Second, there are known issues with two, hm, how to say?, "different
highlighting models" that seem to rival each other. Bind a key to
re-fontify and see what happens. In my emacs config I use
(global-set-key [f3] 'font-lock-fontify-buffer)
and pressing f3 corrects the wrong highlighting. I don't know why
that's the case. Dark Ages are calling.
> Can anyone help fix cperl-mode with twigils?
I will help, I already have some kind of that "thousand yard stare"
when I look at it. I'm only just in the middle of one of those "lack
of time" phases.
Generally I currently feel quite alone with my patches. I already
contacted local lisp heros in my town but they say: start to refactor
some things (even with concrete code suggestions), but I didn't
implemented them because of drifting away from original
cperl-mode. Incorporating my patches is difficult because of at least
one huge, silly copy'n'paste hack to make the new regex syntax
possible. And my Lisp-Foo an not match with the "officialness" and the
extreme backwards compatibility demands of the original cperl-mode.
*Maybe* a clear fork away from the original cperl-mode would make
sense. We could refactor with the help of other lisp coders and throw
away backwards compatibility issues we don't know about. But it's a
very big "maybe". Having one mode for all perl versions and for both
major Emacs variants with high backwards compatibility is a big plus
and there is much knowledge in original cperl-mode that progresses
itself, even as we speak. Currently I wouldn't fork it.
BTW, I work with XEmacs 21.4.7.
What's your Emacs?
GreetinX
Steffen
--
Steffen Schwigon <schw...@webit.de>
Dresden Perl Mongers <http://dresden-pm.org/>
No, neither of those work. To see what I'm talking about, just create a
file containing:
use v6-alpha;
class Point {
has $.x;
has $.y;
}
and try creating more code under the "has $.y" line, and notice that
indenting and highlighting after that point don't work because emacs
thinks it's in the middle of a y///.
> Second, there are known issues with two, hm, how to say?, "different
> highlighting models" that seem to rival each other. Bind a key to
> re-fontify and see what happens. In my emacs config I use
>
> (global-set-key [f3] 'font-lock-fontify-buffer)
>
> and pressing f3 corrects the wrong highlighting. I don't know why
> that's the case. Dark Ages are calling.
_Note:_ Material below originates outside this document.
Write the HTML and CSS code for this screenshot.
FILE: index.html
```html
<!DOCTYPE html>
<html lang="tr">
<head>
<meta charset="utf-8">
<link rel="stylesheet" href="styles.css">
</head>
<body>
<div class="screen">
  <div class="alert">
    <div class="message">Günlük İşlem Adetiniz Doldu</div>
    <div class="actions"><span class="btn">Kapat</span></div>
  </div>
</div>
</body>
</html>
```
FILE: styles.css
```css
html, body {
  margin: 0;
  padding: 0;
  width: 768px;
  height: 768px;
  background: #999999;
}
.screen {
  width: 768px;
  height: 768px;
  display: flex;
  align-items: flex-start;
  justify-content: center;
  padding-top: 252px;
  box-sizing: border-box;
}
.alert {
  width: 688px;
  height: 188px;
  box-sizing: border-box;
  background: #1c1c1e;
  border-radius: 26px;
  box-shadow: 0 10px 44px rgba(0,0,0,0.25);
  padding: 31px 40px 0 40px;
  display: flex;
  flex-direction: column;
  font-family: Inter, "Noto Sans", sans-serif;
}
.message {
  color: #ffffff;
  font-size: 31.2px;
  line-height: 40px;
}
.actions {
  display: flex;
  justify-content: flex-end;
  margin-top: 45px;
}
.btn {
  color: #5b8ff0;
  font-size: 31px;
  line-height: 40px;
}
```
No, that doesn't help either, at any of rHEAD|r10822|r7845.
> *Maybe* a clear fork away from the original cperl-mode would make
> sense. We could refactor with the help of other lisp coders and throw
> away backwards compatibility issues we don't know about. But it's a
> very big "maybe". Having one mode for all perl versions and for both
> major Emacs variants with high backwards compatibility is a big plus
> and there is much knowledge in original cperl-mode that progresses
> itself, even as we speak. Currently I wouldn't fork it.
Well, a fork for cperl6-mode wouldn't be the worst thing... at least then
it would be possible to have working syntax highlighting and indention for
Perl 6. Right now I'm reduced to either turning off cperl-mode or
choosing my attribute names based on what Emacs can deal with, both of
which are maddening.
> BTW, I work with XEmacs 21.4.7.
> What's your Emacs?
XEmacs 21.4.14 and Emacs 22.0.50.1 (Aquamacs). Both show the same
behavior in this case.
Trey
I checked and indeed the twigils don't work. My test source file
(which worked correctly some time ago) also highlights wrong. It's for
sure a bug I introduced.
I can't promise that it also worked with "y" as variable name. That's
probably a second issue. But it should also be possible to solve.
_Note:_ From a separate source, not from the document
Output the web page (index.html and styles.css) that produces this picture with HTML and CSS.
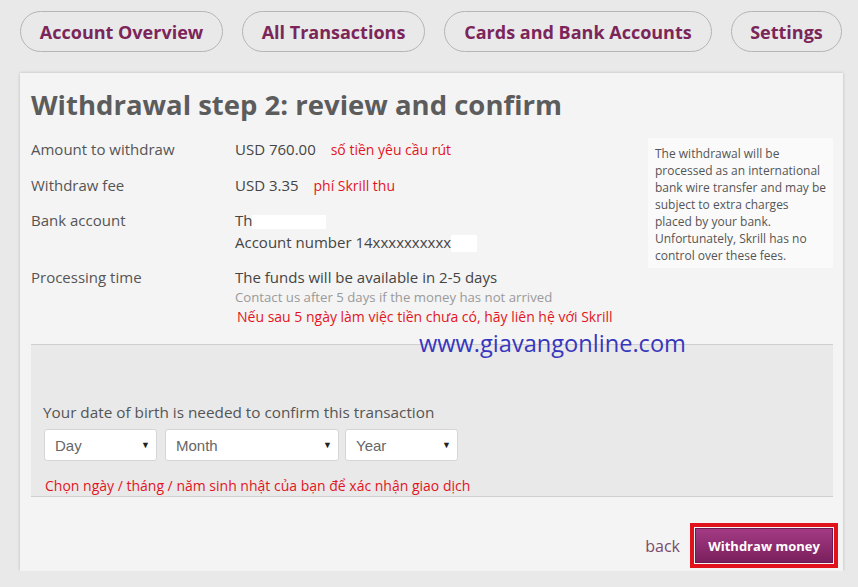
FILE: index.html
```html
<!DOCTYPE html>
<html lang="en">
<head>
    <meta charset="UTF-8">
    <meta name="viewport" content="width=device-width, initial-scale=1.0">
    <title>Withdrawal step 2</title>
    <link rel="stylesheet" href="styles.css">
</head>
<body>
    <nav class="tabs">
        <a class="tab tab-overview" href="#">Account Overview</a>
        <a class="tab tab-transactions" href="#">All Transactions</a>
        <a class="tab tab-cards" href="#">Cards and Bank Accounts</a>
        <a class="tab tab-settings" href="#">Settings</a>
    </nav>

    <div class="card">
        <h1>Withdrawal step 2: review and confirm</h1>

        <div class="summary">
            <div class="details">
                <div class="row row-amount">
                    <span class="label">Amount to withdraw</span>
                    <span class="value">USD 760.00 <span class="note">số tiền yêu cầu rút</span></span>
                </div>
                <div class="row row-fee">
                    <span class="label">Withdraw fee</span>
                    <span class="value">USD 3.35 <span class="note">phí Skrill thu</span></span>
                </div>
                <div class="row row-bank">
                    <span class="label">Bank account</span>
                    <span class="value">
                        Th<span class="hidden hidden-name"></span><br>
                        Account number 14xxxxxxxxxx<span class="hidden hidden-acc"></span>
                    </span>
                </div>
                <div class="row">
                    <span class="label">Processing time</span>
                    <span class="value">
                        The funds will be available in 2-5 days
                        <span class="hint">Contact us after 5 days if the money has not arrived</span>
                        <span class="note note-block">Nếu sau 5 ngày làm việc tiền chưa có, hãy liên hệ với Skrill</span>
                    </span>
                </div>
            </div>
            <div class="info">
                The withdrawal will be processed as an international bank wire transfer and may be subject to extra charges placed by your bank. Unfortunately, Skrill has no control over these fees.
            </div>
        </div>

        <div class="confirm">
            <span class="watermark">www.giavangonline.com</span>
            <p class="dob-label">Your date of birth is needed to confirm this transaction</p>
            <div class="selects">
                <div class="select select-day">Day <span class="arrow">&#9660;</span></div>
                <div class="select select-month">Month <span class="arrow">&#9660;</span></div>
                <div class="select select-year">Year <span class="arrow">&#9660;</span></div>
            </div>
            <p class="note dob-note">Chọn ngày / tháng / năm sinh nhật của bạn để xác nhận giao dịch</p>
        </div>

        <div class="actions">
            <a class="back" href="#">back</a>
            <button class="btn-withdraw">Withdraw money</button>
        </div>
    </div>
</body>
</html>
```

FILE: styles.css
```css
/* Page */
body {
    margin: 0;
    padding: 11px 15px 0 20px;
    background: #e9e9e9;
    font-family: "Open Sans", Arial, sans-serif;
    color: #444;
}

/* Top tabs */
.tabs {
    display: flex;
    gap: 19px;
    height: 41px;
}

.tab {
    box-sizing: border-box;
    display: flex;
    align-items: center;
    justify-content: center;
    height: 41px;
    border: 1px solid #b5b5b5;
    border-radius: 21px;
    color: #7b2559;
    font-weight: bold;
    font-size: 18px;
    text-decoration: none;
}

.tab-overview { width: 203px; }
.tab-transactions { width: 183px; }
.tab-cards { width: 268px; }
.tab-settings { width: 111px; }

/* Main card */
.card {
    margin-top: 21px;
    width: 823px;
    box-sizing: border-box;
    padding: 14px 10px 8px 11px;
    background: #f4f4f4;
    box-shadow: 0 0 3px rgba(0, 0, 0, 0.2);
}

h1 {
    margin: 0 0 15px;
    font-size: 27.5px;
    line-height: 36px;
    color: #5c5c5c;
    font-weight: bold;
}

.summary {
    display: flex;
    justify-content: space-between;
    align-items: flex-start;
}

.row {
    display: grid;
    grid-template-columns: 204px 1fr;
    font-size: 15px;
    line-height: 22px;
}

.row-amount { margin-bottom: 13px; }
.row-fee { margin-bottom: 12px; }
.row-bank { margin-bottom: 13px; }

.label {
    color: #555;
}

.value {
    color: #444;
}

.note {
    color: #e3141e;
    font-size: 14px;
    margin-left: 11px;
}

.note-block {
    display: block;
    margin-left: 2px;
    line-height: 22px;
}

.hint {
    display: block;
    font-size: 13.2px;
    line-height: 18px;
    color: #9a9a9a;
}

.hidden {
    display: inline-block;
    background: #fff;
    vertical-align: middle;
}

.hidden-name {
    width: 74px;
    height: 14px;
}

.hidden-acc {
    width: 26px;
    height: 17px;
}

.info {
    width: 185px;
    box-sizing: border-box;
    padding: 7px 6px 4px 7px;
    background: #fafafa;
    font-size: 12px;
    line-height: 17px;
    color: #555;
}

/* Date of birth section */
.confirm {
    position: relative;
    margin-top: 16px;
    padding: 58px 12px 0;
    height: 153px;
    box-sizing: border-box;
    background: #e9e9e9;
    border-top: 1px solid #cfcfcf;
    border-bottom: 1px solid #cfcfcf;
}

.watermark {
    position: absolute;
    top: -16px;
    left: 388px;
    font-size: 23.6px;
    line-height: 28px;
    color: #3737bd;
}

.dob-label {
    margin: 0 0 8px;
    font-size: 15.3px;
    line-height: 18px;
    color: #555;
}

.selects {
    display: flex;
    margin-left: 1px;
}

.select {
    box-sizing: border-box;
    height: 32px;
    display: flex;
    align-items: center;
    justify-content: space-between;
    padding: 0 6px 0 10px;
    background: #fff;
    border: 1px solid #d6d6d6;
    border-radius: 3px;
    font-family: Arial, "Liberation Sans", sans-serif;
    font-size: 15px;
    color: #666;
}

.select-day { width: 113px; margin-right: 8px; }
.select-month { width: 174px; margin-right: 6px; }
.select-year { width: 113px; }

.arrow {
    font-size: 9px;
    color: #222;
}

.dob-note {
    margin: 16px 0 0 2px;
    line-height: 18px;
}

/* Footer */
.actions {
    display: flex;
    justify-content: flex-end;
    align-items: center;
    gap: 15px;
    margin-top: 31px;
}

.back {
    color: #7a4a6c;
    font-size: 16px;
    text-decoration: none;
}

.btn-withdraw {
    width: 138px;
    height: 35px;
    border: 1px solid #6e1a52;
    color: #fff;
    font-family: "Open Sans", Arial, sans-serif;
    font-weight: bold;
    font-size: 13px;
    background: linear-gradient(#a33b84, #7b1f5d);
    outline: 4px solid #e2121d;
    outline-offset: 1px;
    cursor: pointer;
}
```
> Well, a fork for cperl6-mode wouldn't be the worst thing... at least
> then it would be possible to have working syntax highlighting and
> indention for Perl 6.
This time the issues should be solvable. Forking shouldn't be
neccessary for this. I try to have a look at it this week.
Sorry that I'm not as fast as pugs development normally feels. :-)
I now did some things on cperl-mode (eg. syncing with original v5.20)
and it seems highlighting of twigils generally works again.
Please try again, but in the meantime with longer variable names,
because ...
> I can't promise that it also worked with "y" as variable
> name. That's probably a second issue.
That's indeed a different issue. Using short variable names
y,tr,s,m,... with twigils still irritates it. Not yet solved.